チェンソーマンの元ネタは『ABARA 』の黒ガウナだそうですが、ここからすでにあのかっこいい姿のイメージは固まっていたのかもしれません。
そして、ユウトが変形して、敵の宇宙人に立ち向かう姿は『チェンソーマン』屈指のトラウマシーンである銃の魔人にデンジが追い詰められるシーンに酷似しています。
チェンソーマンに変身したデンジ→夕日を背にする銃の魔人
変形したユウト→夕日を背にする宇宙人
というコマの流れも、もともとお互いが仲間同士なところもそっくりです。
このころから藤本タツキ先生のセンスが光っていたんですね。見抜いた林さんすごすぎる…。
まとめ:藤本タツキユニバース
今回は『藤本タツキ短編集17-21』に収録されている『庭には二羽ニワトリがいた。』についてレビューとちょっとした考察&解説をしました。
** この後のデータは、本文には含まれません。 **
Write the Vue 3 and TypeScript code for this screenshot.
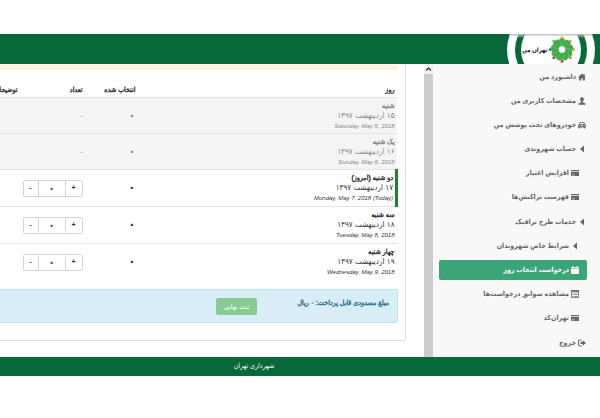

担当編集者の林さんの語る通り、短編ながら起承転結に伏線回収、インパクトのあるキャラクターデザインに、ハイセンスなギャグ風シリアス展開が魅力的な藤本タツキ先生の魅力が詰まった作品だと思います。
以上まとめると
- 庭には二羽ニワトリがいたが収録されているのは藤本タツキ短編集17-21。
- 絵は荒々しいがセンスが光っている。
- この作品をきっかけに現在の担当編集者林士平さんと出会っている。
- 特徴的なコメディのようなノリなのにシリアスなストーリー進行はこのころから。
- 陽平は漫画「ファイアパンチ」の仮面の男にデザインが引き継がれ、ユウとはチェンソーマン引き継がれている。
- ユウトが変形して、敵の宇宙人に立ち向かう姿は『チェンソーマン』のトラウマシーンである銃の魔人にデンジが追い詰められるシーンに激似。
短編は好きではない人は結構いて、個人的にも作品がかなり気に入らない限り作者のた作品も読んでみようとはなりませんが、今回に限っては読んで損は絶対ないといえます。
藤本タツキ先生は自分に影響を与えた出来事や作品を、特に自分の作品に落とし込む作家性があると思いますし、これから過去作のキャラクターが元ネタの新キャラクターがでてきたりもすると思うので、未読の方はぜひ読んでみることをお勧めします。
近年流行っているユニバース化も、藤本タツキ先生のキャラクター達なら違和感なく同じ世界に同居できそうなので成功しそうです。
最後までお読みいただきありがとうございました。